◆ Provided data ◆
******************************

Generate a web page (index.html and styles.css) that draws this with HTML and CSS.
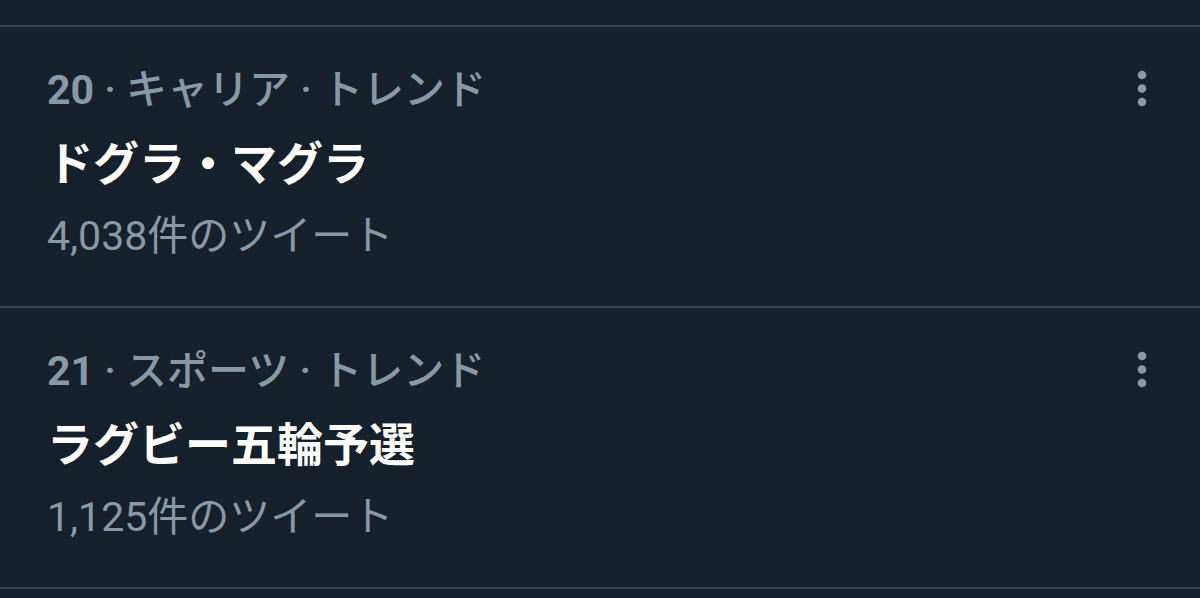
FILE: index.html
```html
<!DOCTYPE html>
<html lang="ja">
<head>
<meta charset="utf-8">
<title>トレンド</title>
<link rel="stylesheet" href="styles.css">
</head>
<body>
<div class="top-edge"></div>
<div class="trend">
  <div class="trend-body">
    <div class="trend-meta"><span class="rank">20</span> · キャリア · トレンド</div>
    <div class="trend-title">ドグラ・マグラ</div>
    <div class="trend-count">4,038件のツイート</div>
  </div>
  <svg class="more" viewBox="0 0 30 44" width="30" height="44" aria-hidden="true">
    <circle cx="15" cy="12" r="4.3"/>
    <circle cx="15" cy="25.5" r="4.3"/>
    <circle cx="15" cy="39" r="4.3"/>
  </svg>
</div>
<div class="trend">
  <div class="trend-body">
    <div class="trend-meta"><span class="rank">21</span> · スポーツ · トレンド</div>
    <div class="trend-title">ラグビー五輪予選</div>
    <div class="trend-count">1,125件のツイート</div>
  </div>
  <svg class="more" viewBox="0 0 30 44" width="30" height="44" aria-hidden="true">
    <circle cx="15" cy="12" r="4.3"/>
    <circle cx="15" cy="25.5" r="4.3"/>
    <circle cx="15" cy="39" r="4.3"/>
  </svg>
</div>
</body>
</html>
```

FILE: styles.css
```css
html, body {
  margin: 0;
  padding: 0;
  background: #15202b;
}
body {
  font-family: Roboto, "Noto Sans CJK JP", sans-serif;
  overflow: hidden;
}
.top-edge {
  height: 25px;
  border-bottom: 2px solid #38444d;
}
.trend {
  display: flex;
  align-items: flex-start;
  justify-content: space-between;
  box-sizing: border-box;
  height: 281px;
  padding: 36px 43px 0 47px;
  border-bottom: 2px solid #38444d;
}
.trend-body {
  display: flex;
  flex-direction: column;
}
.trend-meta {
  font-size: 41px;
  line-height: 54px;
  font-weight: 500;
  color: #8899a6;
  white-space: nowrap;
}
.rank {
  font-weight: 700;
}
.trend-title {
  margin-top: 14px;
  font-size: 46px;
  line-height: 66px;
  font-weight: 700;
  color: #ffffff;
  white-space: nowrap;
}
.trend-count {
  margin-top: 11px;
  font-size: 41px;
  line-height: 56px;
  color: #8899a6;
  white-space: nowrap;
}
.more {
  fill: #8b98a5;
  flex: none;
}
```
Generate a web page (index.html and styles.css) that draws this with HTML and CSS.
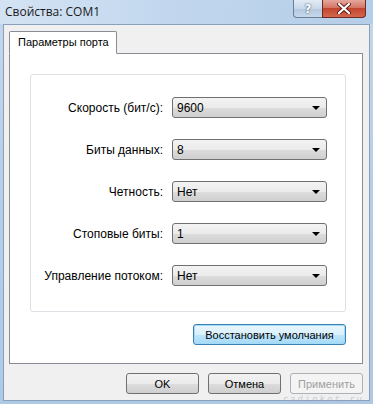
FILE: index.html
```html
<!DOCTYPE html>
<html lang="ru">
<head>
    <meta charset="UTF-8">
    <title>Свойства: COM1</title>
    <link rel="stylesheet" href="styles.css">
</head>
<body>
    <div class="window">
        <div class="titlebar">
            <span class="caption">Свойства: COM1</span>
            <div class="caption-buttons">
                <span class="cap-btn cap-help">?</span>
                <span class="cap-btn cap-close">
                    <svg width="14" height="11" viewBox="0 0 14 11">
                        <path d="M2 1 L12 10 M12 1 L2 10" stroke="#5b1a14" stroke-width="4" stroke-linecap="round"/>
                        <path d="M2 1 L12 10 M12 1 L2 10" stroke="#ffffff" stroke-width="2.2" stroke-linecap="round"/>
                    </svg>
                </span>
            </div>
        </div>

        <div class="client">
            <div class="tabs">
                <div class="tab active">Параметры порта</div>
            </div>

            <div class="tab-page">
                <div class="group">
                    <div class="fields">
                        <label>Скорость (бит/с):</label>
                        <div class="combo"><span>9600</span><i class="arrow"></i></div>

                        <label>Биты данных:</label>
                        <div class="combo"><span>8</span><i class="arrow"></i></div>

                        <label>Четность:</label>
                        <div class="combo"><span>Нет</span><i class="arrow"></i></div>

                        <label>Стоповые биты:</label>
                        <div class="combo"><span>1</span><i class="arrow"></i></div>

                        <label>Управление потоком:</label>
                        <div class="combo"><span>Нет</span><i class="arrow"></i></div>
                    </div>
                </div>

                <div class="restore-row">
                    <button class="btn btn-focus">Восстановить умолчания</button>
                </div>
            </div>

            <div class="dialog-buttons">
                <button class="btn">OK</button>
                <button class="btn">Отмена</button>
                <button class="btn" disabled>Применить</button>
            </div>
        </div>

        <div class="watermark">radiokot.ru</div>
    </div>
</body>
</html>
```

FILE: styles.css
```css
body {
    margin: 0;
    width: 373px;
    height: 404px;
    overflow: hidden;
    font-family: 'Liberation Sans', Arial, sans-serif;
    font-size: 12px;
    color: #000;
}
.window {
    position: relative;
    width: 373px;
    height: 404px;
    box-sizing: border-box;
    padding: 0 3px 3px 3px;
    display: flex;
    flex-direction: column;
    background: linear-gradient(to bottom, #c3d8ee 0%, #b7cfe8 40%, #aec9e6 100%);
}
.titlebar {
    height: 24px;
    display: flex;
    align-items: flex-start;
    justify-content: space-between;
    background: linear-gradient(100deg, #d4e3f3 0%, #c2d7ee 45%, #b4cde8 100%);
    margin: 0 -3px;
    padding: 0 7px 0 5px;
}
.caption {
    font-family: 'Open Sans', 'Noto Sans', sans-serif;
    font-size: 12px;
    line-height: 24px;
    color: #1a1a1a;
}
.caption-buttons {
    display: flex;
}
.cap-btn {
    height: 18px;
    display: flex;
    align-items: center;
    justify-content: center;
    border: 1px solid #6b7f99;
    border-top: none;
    box-sizing: border-box;
}
.cap-help {
    width: 29px;
    border-radius: 0 0 0 4px;
    border-right: none;
    background: linear-gradient(to bottom, #e2ebf5 0%, #c9d9ea 50%, #b3c8df 51%, #c7d8ea 100%);
    color: #ffffff;
    font-family: 'DejaVu Sans', sans-serif;
    font-weight: bold;
    font-size: 12px;
    text-shadow: 0 0 2px #4a5d75, 0 0 1px #4a5d75;
}
.cap-close {
    width: 44px;
    border-radius: 0 0 4px 0;
    border-color: #6e2b23;
    background: linear-gradient(to bottom, #e4a89d 0%, #d37664 45%, #c3452f 50%, #d2674d 100%);
}
.client {
    flex: 1;
    background-color: #f0f0f0;
    border: 1px solid #8aa0ba;
    padding: 6px 6px 0 5px;
    display: flex;
    flex-direction: column;
}
.tabs {
    display: flex;
    height: 22px;
}
.tab {
    position: relative;
    z-index: 1;
    padding: 0 7px 0 8px;
    line-height: 20px;
    font-size: 11px;
    background-color: #fff;
    border: 1px solid #898c95;
    border-bottom: 1px solid #fff;
    border-radius: 2px 2px 0 0;
    margin-bottom: -1px;
    box-sizing: border-box;
    height: 23px;
}
.tab-page {
    height: 311px;
    box-sizing: border-box;
    background-color: #fff;
    border: 1px solid #898c95;
    padding: 20px 16px 0 20px;
}
.group {
    border: 1px solid #dcdfe3;
    border-radius: 3px;
    padding: 22px 18px 25px 8px;
}
.fields {
    display: grid;
    grid-template-columns: 1fr 155px;
    column-gap: 9px;
    row-gap: 21px;
    align-items: center;
}
.fields label {
    text-align: right;
    white-space: nowrap;
}
.combo {
    height: 21px;
    box-sizing: border-box;
    border: 1px solid #707070;
    border-radius: 3px;
    background: linear-gradient(to bottom, #f3f3f3 0%, #ebebeb 50%, #dddddd 51%, #cfcfcf 100%);
    display: flex;
    align-items: center;
    justify-content: space-between;
    padding: 0 6px 0 4px;
}
.arrow {
    width: 0;
    height: 0;
    border-left: 4px solid transparent;
    border-right: 4px solid transparent;
    border-top: 4px solid #000;
}
.restore-row {
    display: flex;
    justify-content: flex-end;
    margin-top: 12px;
}
.btn {
    font-family: 'Liberation Sans', Arial, sans-serif;
    font-size: 11px;
    color: #000;
    height: 21px;
    padding: 0;
    border: 1px solid #707070;
    border-radius: 3px;
    background: linear-gradient(to bottom, #f2f2f2 0%, #ebebeb 50%, #dddddd 51%, #cfcfcf 100%);
}
.btn-focus {
    width: 153px;
    border-color: #3c7fb1;
    box-shadow: inset 0 0 0 1px #9fdcf9;
    background: linear-gradient(to bottom, #eaf6fd 0%, #d9f0fc 50%, #bee6fd 51%, #a7d9f5 100%);
}
.btn:disabled {
    color: #a0a0a0;
    border-color: #adb2b5;
    background: #f4f4f4;
}
.dialog-buttons {
    display: flex;
    justify-content: flex-end;
    gap: 9px;
    margin-top: 9px;
}
.dialog-buttons .btn {
    width: 73px;
}
.watermark {
    position: absolute;
    right: 9px;
    bottom: 0;
    font-family: 'DejaVu Sans Mono', monospace;
    font-style: italic;
    font-size: 9px;
    line-height: 10px;
    letter-spacing: 2px;
    color: rgba(170, 180, 200, 0.6);
}
```
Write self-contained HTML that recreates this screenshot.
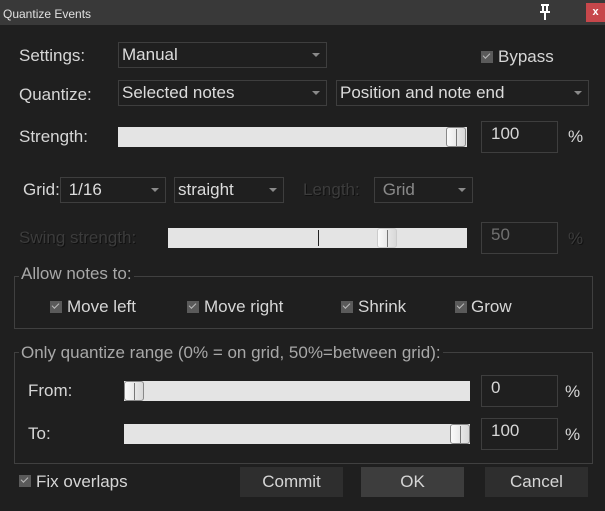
<!DOCTYPE html><html><head><style>
body{margin:0;width:605px;height:511px;background:#1f1f1f;font-family:"Liberation Sans",Arial,sans-serif;color:#d6d6d6;position:relative;overflow:hidden}
div,span{position:absolute;box-sizing:border-box}
.t{font-size:17px;line-height:20px;white-space:nowrap}
.dd{border:1px solid #3e3e3e;background:#1f1f1f;font-size:17px;line-height:24px;padding-left:3px;color:#dcdcdc}
.dd:after{content:"";position:absolute;right:6px;top:10px;border-left:4px solid transparent;border-right:4px solid transparent;border-top:4px solid #8a8a8a}
.sl{background:#e4e4e4}
.th{width:20px;height:20px;top:0;border:1px solid #888;border-radius:3px;background:linear-gradient(90deg,#fafafa,#d8d8d8)}
.th:after{content:"";position:absolute;left:9px;top:1px;width:1px;height:17px;background:#777}
.box{border:1px solid #3e3e3e;font-size:17px;padding:2px 0 0 9px;line-height:20px}
.cb{width:12px;height:12px;background:#5a5a5a}
.cb:after{content:"";position:absolute;left:2px;top:2px;width:6px;height:3px;border-left:1.5px solid #bbb;border-bottom:1.5px solid #bbb;transform:rotate(-45deg)}
.grp{border:1px solid #404040}
.lg{background:#1f1f1f;color:#a8a8a8;font-size:17px;padding:0 2px;line-height:20px}
.dim{color:#3c3c3c;text-shadow:1px 1px 0 #111}
.btn{font-size:17px;text-align:center;line-height:30px;background:#2e2e2e;color:#d6d6d6}
</style></head><body>
<div style="left:0;top:0;width:605px;height:25px;background:#393939"></div>
<span class="t" style="left:3px;top:4px;font-size:12px;color:#e0e0e0">Quantize Events</span>
<svg style="position:absolute;left:538px;top:4px" width="14" height="16"><path d="M3 1h8M5 1v7M9 1v7M2 8h10M7 8v8" stroke="#fff" stroke-width="2" fill="none"/></svg>
<div style="left:586px;top:3px;width:19px;height:19px;background:#c7474b;color:#fff;font-size:11px;text-align:center;line-height:18px;font-weight:bold">x</div>

<span class="t" style="left:19px;top:46px">Settings:</span>
<div class="dd" style="left:118px;top:42px;width:209px;height:26px">Manual</div>
<div class="cb" style="left:481px;top:51px"></div>
<span class="t" style="left:498px;top:47px">Bypass</span>

<span class="t" style="left:19px;top:85px">Quantize:</span>
<div class="dd" style="left:118px;top:80px;width:209px;height:26px">Selected notes</div>
<div class="dd" style="left:336px;top:80px;width:253px;height:26px">Position and note end</div>

<span class="t" style="left:19px;top:127px">Strength:</span>
<div class="sl" style="left:118px;top:127px;width:349px;height:20px"><div class="th" style="left:328px"></div></div>
<div class="box" style="left:481px;top:121px;width:77px;height:32px">100</div>
<span class="t" style="left:568px;top:127px">%</span>

<span class="t" style="left:23px;top:180px">Grid:</span>
<div class="dd" style="left:60px;top:177px;width:106px;height:26px">&nbsp;1/16</div>
<div class="dd" style="left:174px;top:177px;width:110px;height:26px">straight</div>
<span class="t dim" style="left:303px;top:180px">Length:</span>
<div class="dd" style="left:374px;top:177px;width:99px;height:26px;color:#8a8a8a">&nbsp;Grid</div>

<span class="t dim" style="left:19px;top:228px">Swing strength:</span>
<div class="sl" style="left:168px;top:228px;width:299px;height:20px"><div style="left:150px;top:2px;width:1px;height:16px;background:#222"></div><div class="th" style="left:209px;border-color:#ccc"></div></div>
<div class="box" style="left:481px;top:222px;width:77px;height:32px;color:#707070">50</div>
<span class="t dim" style="left:568px;top:229px">%</span>

<div class="grp" style="left:14px;top:276px;width:579px;height:53px"></div>
<span class="lg" style="left:19px;top:264px">Allow notes to:</span>
<div class="cb" style="left:50px;top:301px"></div><span class="t" style="left:67px;top:297px">Move left</span>
<div class="cb" style="left:187px;top:301px"></div><span class="t" style="left:204px;top:297px">Move right</span>
<div class="cb" style="left:341px;top:301px"></div><span class="t" style="left:358px;top:297px">Shrink</span>
<div class="cb" style="left:455px;top:301px"></div><span class="t" style="left:471px;top:297px">Grow</span>

<div class="grp" style="left:14px;top:352px;width:579px;height:112px"></div>
<span class="lg" style="left:19px;top:343px">Only quantize range (0% = on grid, 50%=between grid):</span>
<span class="t" style="left:28px;top:381px">From:</span>
<div class="sl" style="left:124px;top:381px;width:346px;height:20px"><div class="th" style="left:0"></div></div>
<div class="box" style="left:481px;top:375px;width:77px;height:32px">0</div>
<span class="t" style="left:565px;top:382px">%</span>
<span class="t" style="left:28px;top:424px">To:</span>
<div class="sl" style="left:124px;top:424px;width:346px;height:20px"><div class="th" style="left:326px"></div></div>
<div class="box" style="left:481px;top:418px;width:77px;height:32px">100</div>
<span class="t" style="left:565px;top:425px">%</span>

<div class="cb" style="left:19px;top:475px"></div><span class="t" style="left:36px;top:472px">Fix overlaps</span>
<div class="btn" style="left:240px;top:467px;width:103px;height:30px">Commit</div>
<div class="btn" style="left:361px;top:467px;width:103px;height:30px;background:#3d3d3d">OK</div>
<div class="btn" style="left:485px;top:467px;width:103px;height:30px">Cancel</div>
</body></html>
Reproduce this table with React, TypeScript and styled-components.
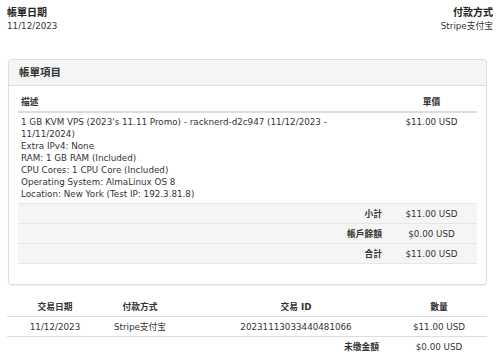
import styled, { createGlobalStyle } from "styled-components"

const GlobalStyle = createGlobalStyle`
  html, body {
    margin: 0;
    padding: 0;
    background: #fff;
  }
  body {
    font-family: "DejaVu Sans", Verdana, "Noto Sans CJK TC", sans-serif;
    font-size: 8.75px;
    line-height: 12px;
    color: #333;
  }
`

type Line = { label: string; amount: string }

const descLines = [
  "1 GB KVM VPS (2023's 11.11 Promo) - racknerd-d2c947 (11/12/2023 - 11/11/2024)",
  "Extra IPv4: None",
  "RAM: 1 GB RAM (Included)",
  "CPU Cores: 1 CPU Core (Included)",
  "Operating System: AlmaLinux OS 8",
  "Location: New York (Test IP: 192.3.81.8)",
]

const totals: Line[] = [
  { label: "小計", amount: "$11.00 USD" },
  { label: "帳戶餘額", amount: "$0.00 USD" },
  { label: "合計", amount: "$11.00 USD" },
]

const App = () => {
  return (
    <Page>
      <GlobalStyle />
      <Header>
        <InfoBlock>
          <InfoTitle>帳單日期</InfoTitle>
          <div>11/12/2023</div>
        </InfoBlock>
        <InfoBlock $right>
          <InfoTitle>付款方式</InfoTitle>
          <div>Stripe支付宝</div>
        </InfoBlock>
      </Header>

      <Panel>
        <PanelHeading>帳單項目</PanelHeading>
        <PanelBody>
          <ItemTable>
            <HeadCell>描述</HeadCell>
            <HeadCell $center>單價</HeadCell>
            <Cell $desc>
              {descLines.map((l) => (
                <div key={l}>{l}</div>
              ))}
            </Cell>
            <Cell $center>$11.00 USD</Cell>
            {totals.map((t) => (
              <TotalRow key={t.label}>
                <TotalLabel>{t.label}</TotalLabel>
                <TotalAmount>{t.amount}</TotalAmount>
              </TotalRow>
            ))}
          </ItemTable>
        </PanelBody>
      </Panel>

      <TxTable>
        <TxHead>交易日期</TxHead>
        <TxHead>付款方式</TxHead>
        <TxHead $shift>交易 ID</TxHead>
        <TxHead>數量</TxHead>
        <TxCell>11/12/2023</TxCell>
        <TxCell>Stripe支付宝</TxCell>
        <TxCell $shift>20231113033440481066</TxCell>
        <TxCell>$11.00 USD</TxCell>
        <BalanceLabel>未缴金額</BalanceLabel>
        <BalanceCell>$0.00 USD</BalanceCell>
      </TxTable>
    </Page>
  )
}

export default App

const Page = styled.div({
  padding: "6px 7px 0 7px",
})

const Header = styled.div({
  display: "flex",
  justifyContent: "space-between",
})

const InfoBlock = styled.div<{ $right?: boolean }>((p) => ({
  textAlign: p.$right ? "right" : "left",
  lineHeight: "13px",
}))

const InfoTitle = styled.div({
  fontSize: 10,
  fontWeight: "bold",
  color: "#222",
  marginBottom: 1,
})

const Panel = styled.div({
  marginTop: 26,
  marginRight: 6,
  marginLeft: 1,
  border: "1px solid #ddd",
  borderRadius: 3,
  boxShadow: "0 1px 1px rgba(0,0,0,0.05)",
})

const PanelHeading = styled.div({
  background: "#f5f5f5",
  borderBottom: "1px solid #ddd",
  borderRadius: "3px 3px 0 0",
  height: 25,
  lineHeight: "25px",
  padding: "0 10px",
  fontSize: 10.5,
  fontWeight: "bold",
  color: "#333",
})

const PanelBody = styled.div({
  padding: "6px 9px 20px 9px",
})

const ItemTable = styled.div({
  display: "grid",
  gridTemplateColumns: "1fr 91px",
})

const HeadCell = styled.div<{ $center?: boolean }>((p) => ({
  fontWeight: "bold",
  padding: "4px 3px 3px",
  height: 12,
  textAlign: p.$center ? "center" : "left",
  borderBottom: "2px solid #ddd",
}))

const Cell = styled.div<{ $center?: boolean; $desc?: boolean }>((p) => ({
  padding: p.$desc ? "3px 24px 3px 3px" : "3px 3px",
  textAlign: p.$center ? "center" : "left",
  borderBottom: "1px solid #e6e6e6",
}))

const TotalRow = styled.div({
  display: "contents",
})

const TotalLabel = styled.div({
  background: "#f5f5f5",
  borderBottom: "1px solid #e6e6e6",
  fontWeight: "bold",
  textAlign: "right",
  padding: "4px 4px",
  height: 11,
})

const TotalAmount = styled.div({
  background: "#f5f5f5",
  borderBottom: "1px solid #e6e6e6",
  textAlign: "center",
  padding: "4px 0",
  height: 11,
})

const TxTable = styled.div({
  marginTop: 12,
  marginRight: 6,
  display: "grid",
  gridTemplateColumns: "96px 74px 214px 96px",
})

const TxHead = styled.div<{ $shift?: boolean }>((p) => ({
  fontWeight: "bold",
  textAlign: "center",
  padding: p.$shift ? "4px 0 4px 24px" : "4px 0",
  height: 11,
  borderBottom: "1px solid #ddd",
}))

const TxCell = styled.div<{ $shift?: boolean }>((p) => ({
  textAlign: "center",
  padding: p.$shift ? "4px 0 4px 24px" : "4px 0",
  height: 11,
  borderBottom: "1px solid #ddd",
}))

const BalanceLabel = styled.div({
  gridColumn: "1 / span 3",
  fontWeight: "bold",
  textAlign: "right",
  padding: "4px 12px 4px 0",
  height: 11,
})

const BalanceCell = styled.div({
  textAlign: "center",
  padding: "4px 0",
  height: 11,
})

******************************

◆ Written request ◆
Copy out each line of the data containing the string "this".

◆ Task solution ◆
Generate a web page (index.html and styles.css) that draws this with HTML and CSS.
Generate a web page (index.html and styles.css) that draws this with HTML and CSS.
Write self-contained HTML that recreates this screenshot.
Reproduce this table with React, TypeScript and styled-components.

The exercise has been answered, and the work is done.